Holding up this chain is the Haikou-based Hainan Natural Rubber Industry Group. Listed on the Shanghai Stock Exchange in 2011, it is the only fully integrated natural rubber listed company in China's capital market; in 2023, through acquiring Hesheng Agriculture, it became the world's largest multinational group integrating natural rubber R&D, planting, processing and trade. Its annual processing volume is about 1.4 million tonnes, roughly 10% of global output; annual trading volume is about 3.8 million tonnes, backed by dozens of primary plants and production bases at home and abroad. A rubber firm that started in Hainan has taken primary processing and trade of natural rubber to the world's largest scale—itself the heaviest, yet least publicly known, piece of Hainan's agricultural and sideline food processing.

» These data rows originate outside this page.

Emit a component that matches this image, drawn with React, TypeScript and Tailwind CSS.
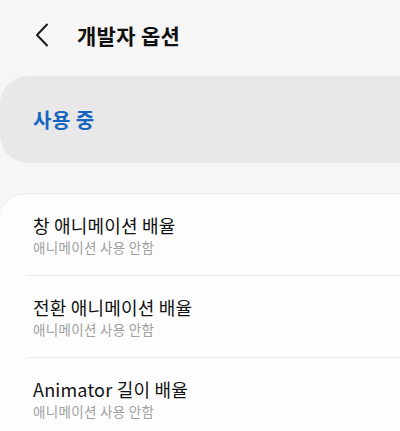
import React from "react";

const items = ["창 애니메이션 배율", "전환 애니메이션 배율", "Animator 길이 배율"];

export default function App() {
  return (
    <div
      className="h-[431px] w-[400px] overflow-hidden bg-[#f6f6f6]"
      style={{ fontFamily: '"Noto Sans CJK KR", "Noto Sans", sans-serif' }}
    >
      <div className="flex h-[70px] items-center pl-[35px]">
        <svg width="14" height="24" viewBox="0 0 14 24" fill="none">
          <path d="M12 1.5 L2 12 L12 22.5" stroke="#1a1a1a" strokeWidth="2" strokeLinecap="round" strokeLinejoin="round" />
        </svg>
        <div className="ml-[28px] text-[21px] font-bold leading-none tracking-[0.3px] text-[#111]">개발자 옵션</div>
      </div>
      <div className="mt-[6px] flex h-[87px] items-center rounded-l-[28px] bg-[#e8e8e8] pl-[33px]">
        <span className="text-[20px] font-bold leading-none tracking-[0.5px] text-[#1565c0]">사용 중</span>
      </div>
      <div className="mt-[30px] rounded-tl-[26px] border-t border-[#ebebeb] bg-[#fdfdfd]">
        {items.map((t, i) => (
          <div key={t}>
            {i > 0 && <div className="ml-[27px] h-[1px] bg-[#ebebeb]" />}
            <div className="flex h-[81px] flex-col justify-center px-[33px]">
              <div className="text-[18px] leading-[23px] tracking-[0.2px] text-[#111]">{t}</div>
              <div className="mt-[1px] text-[13.5px] leading-[18px] tracking-[0.3px] text-[#a0a0a0]">애니메이션 사용 안함</div>
            </div>
          </div>
        ))}
      </div>
    </div>
  );
}
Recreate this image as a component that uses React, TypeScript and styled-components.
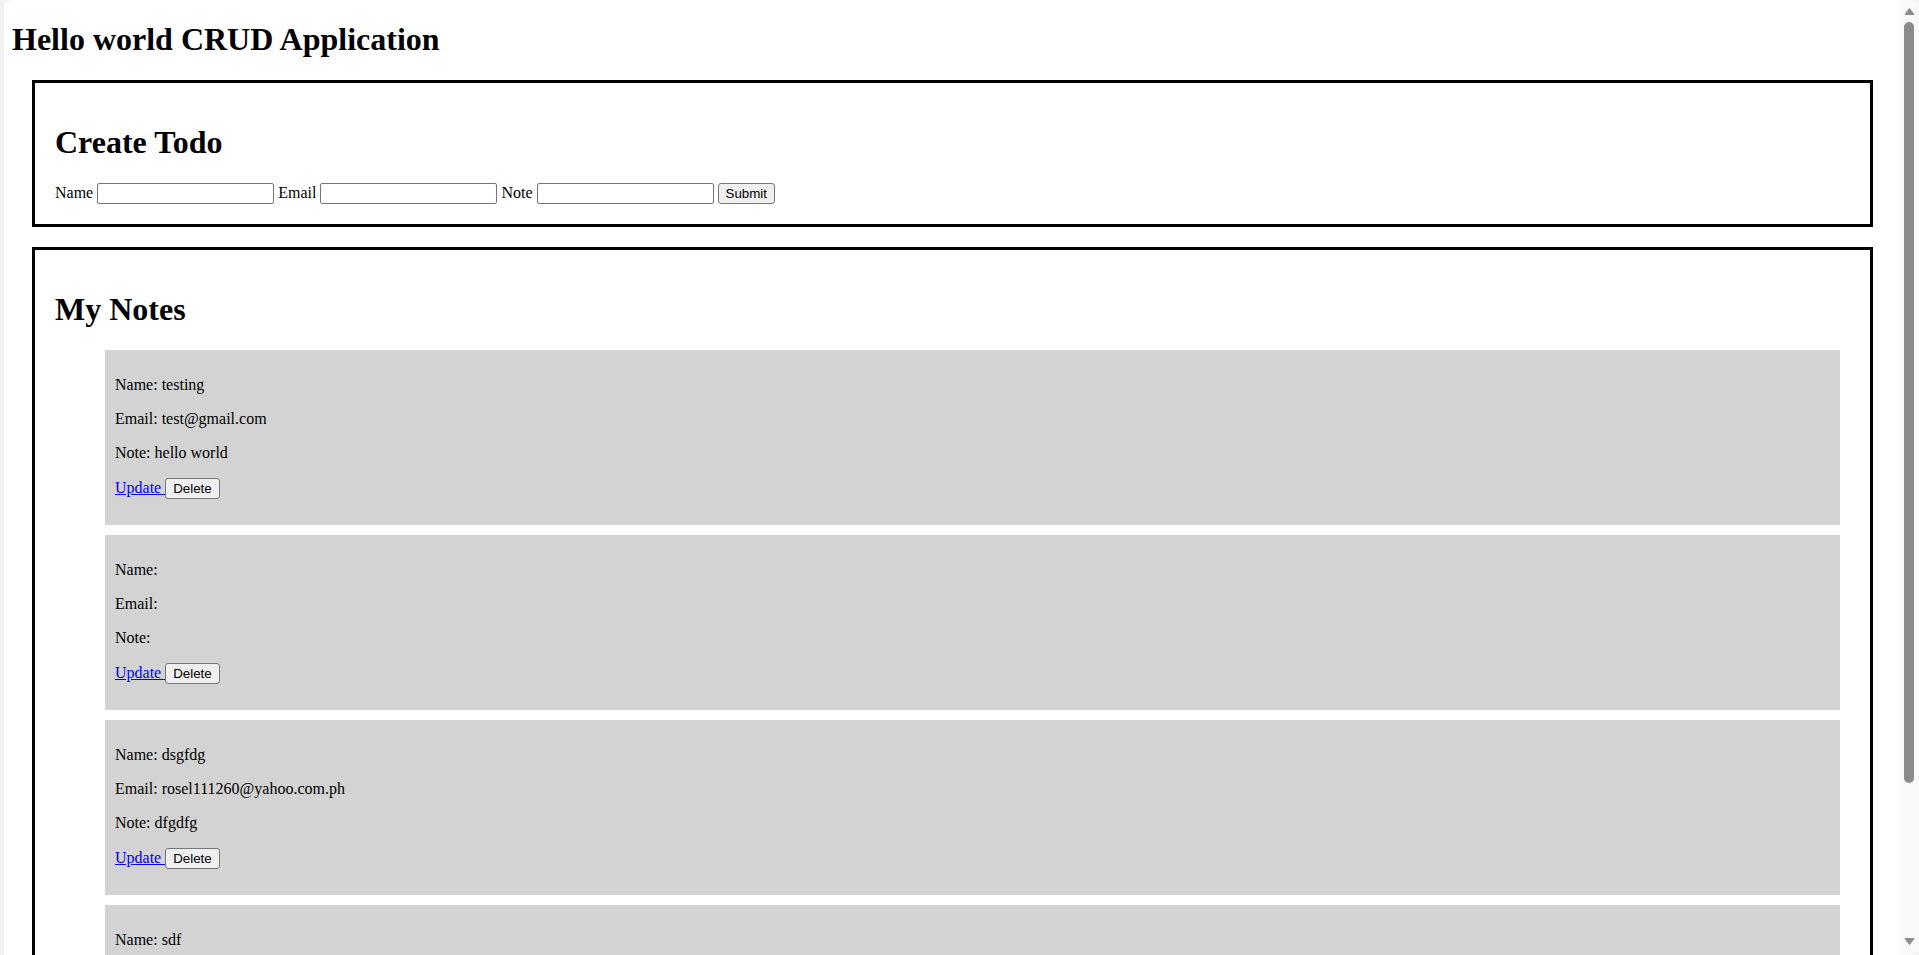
import React from "react";
import styled, { createGlobalStyle } from "styled-components";

const GlobalStyle = createGlobalStyle`
  html {
    background: #f3f3f3;
  }
  body {
    margin: 0 18px 0 4px;
    background: #ffffff;
    border-top-left-radius: 8px;
    min-height: 100vh;
    font-family: "Liberation Serif", "Times New Roman", serif;
    font-size: 16px;
    color: #000;
  }
`;

const Page = styled.div`
  padding: 8px;
`;

const Title = styled.h1`
  margin: 13.44px 0 21.44px;
  font-size: 32px;
  font-weight: bold;
`;

const Panel = styled.div`
  border: 3px solid #000;
  padding: 20px;
  margin: 20px;
`;

const PanelHeading = styled.h1`
  margin: 21.44px 0;
  font-size: 32px;
  font-weight: bold;
`;

const FormRow = styled.div`
  font-size: 16px;
`;

const TextInput = styled.input`
  box-sizing: border-box;
  width: 177px;
  height: 21px;
  padding: 1px 2px;
  border: 1px solid #767676;
  border-radius: 2px;
  background: #fff;
  font: 13.333px "Liberation Sans", Arial, sans-serif;
  vertical-align: baseline;
`;

const Button = styled.button`
  box-sizing: border-box;
  height: 21px;
  padding: 1px 7px;
  border: 1px solid #767676;
  border-radius: 3px;
  background: #efefef;
  color: #000;
  font: 13.333px "Liberation Sans", Arial, sans-serif;
`;

const NoteList = styled.ul`
  list-style: none;
  margin: 16px 0;
  padding-left: 40px;
`;

const NoteCard = styled.li`
  background: #d3d3d3;
  margin: 10px;
  padding: 10px;
`;

const Field = styled.p`
  margin: 16px 0;
`;

const Actions = styled.p`
  margin: 16px 0;
`;

const UpdateLink = styled.a`
  color: #0000ee;
  text-decoration: underline;
`;

/* Window scrollbar drawn over the right edge of the viewport */
const ScrollTrack = styled.div`
  position: fixed;
  top: 0;
  right: 0;
  bottom: 0;
  width: 18px;
  background: #f9f9f9;
  border-radius: 0 8px 8px 0;
  display: flex;
  flex-direction: column;
`;

const ArrowButton = styled.div`
  height: 20px;
  flex: none;
  display: flex;
`;

const Thumb = styled.div`
  flex: none;
  height: 761px;
  width: 10px;
  margin: 2px 0 0 3px;
  border-radius: 5px;
  background: #8b8b8b;
`;

const Spacer = styled.div`
  flex: 1;
`;

function ScrollBar() {
  return (
    <ScrollTrack aria-hidden>
      <ArrowButton>
        <svg width="18" height="20" viewBox="0 0 18 20">
          <polygon points="4,14.5 13,14.5 8.5,8.5" fill="#8b8b8b" stroke="#8b8b8b" strokeWidth="1" strokeLinejoin="round" />
        </svg>
      </ArrowButton>
      <Thumb />
      <Spacer />
      <ArrowButton>
        <svg width="18" height="20" viewBox="0 0 18 20">
          <polygon points="4,3.5 13,3.5 8.5,9.5" fill="#8b8b8b" stroke="#8b8b8b" strokeWidth="1" strokeLinejoin="round" />
        </svg>
      </ArrowButton>
    </ScrollTrack>
  );
}

type Note = { name: string; email: string; note: string };

const notes: Note[] = [
  { name: "testing", email: "test@gmail.com", note: "hello world" },
  { name: "", email: "", note: "" },
  { name: "dsgfdg", email: "rosel111260@yahoo.com.ph", note: "dfgdfg" },
  { name: "sdf", email: "sdf@gmail.com", note: "sdf" },
];

export default function App() {
  return (
    <>
      <GlobalStyle />
      <Page>
        <Title>Hello world CRUD Application</Title>
        <Panel>
          <PanelHeading>Create Todo</PanelHeading>
          <FormRow>
            Name <TextInput type="text" /> Email <TextInput type="text" /> Note{" "}
            <TextInput type="text" /> <Button type="button">Submit</Button>
          </FormRow>
        </Panel>
        <Panel>
          <PanelHeading>My Notes</PanelHeading>
          <NoteList>
            {notes.map((n, i) => (
              <NoteCard key={i}>
                <Field>Name: {n.name}</Field>
                <Field>Email: {n.email}</Field>
                <Field>Note: {n.note}</Field>
                <Actions>
                  <UpdateLink href="#">Update </UpdateLink>
                  <Button type="button">Delete</Button>
                </Actions>
              </NoteCard>
            ))}
          </NoteList>
        </Panel>
      </Page>
      <ScrollBar />
    </>
  );
}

5. Sugar Refining and the Rest: Completing the Belt's Other Links
Gathering the parts beyond fish and rubber, Hainan's agricultural and sideline food processing has several more traditional yet indispensable primary-processing links—the most representative being sugar refining.
Rich in light and heat, Hainan has long been one of China's major sugar-producing regions, once setting a national record with a province-wide blended sugar-recovery rate of 13.9% in a crushing season. Sugar refining is likewise typical primary processing: pressing and boiling harvested cane into raw and white sugar. In the 2022/23 crushing season, the province's mechanized sugar mills crushed about 713,300 tonnes of cane, producing about 86,500 tonnes of sugar at a blended recovery rate of 12.13%; Lingao's Longli Sugar and Changjiang's Changjiang Sugar are the main processors on this chain. Cane acreage has shrunk in recent years and sugar refining is no longer at its peak, but it remains a traditional processing line rooted in the land and tied to cane farmers.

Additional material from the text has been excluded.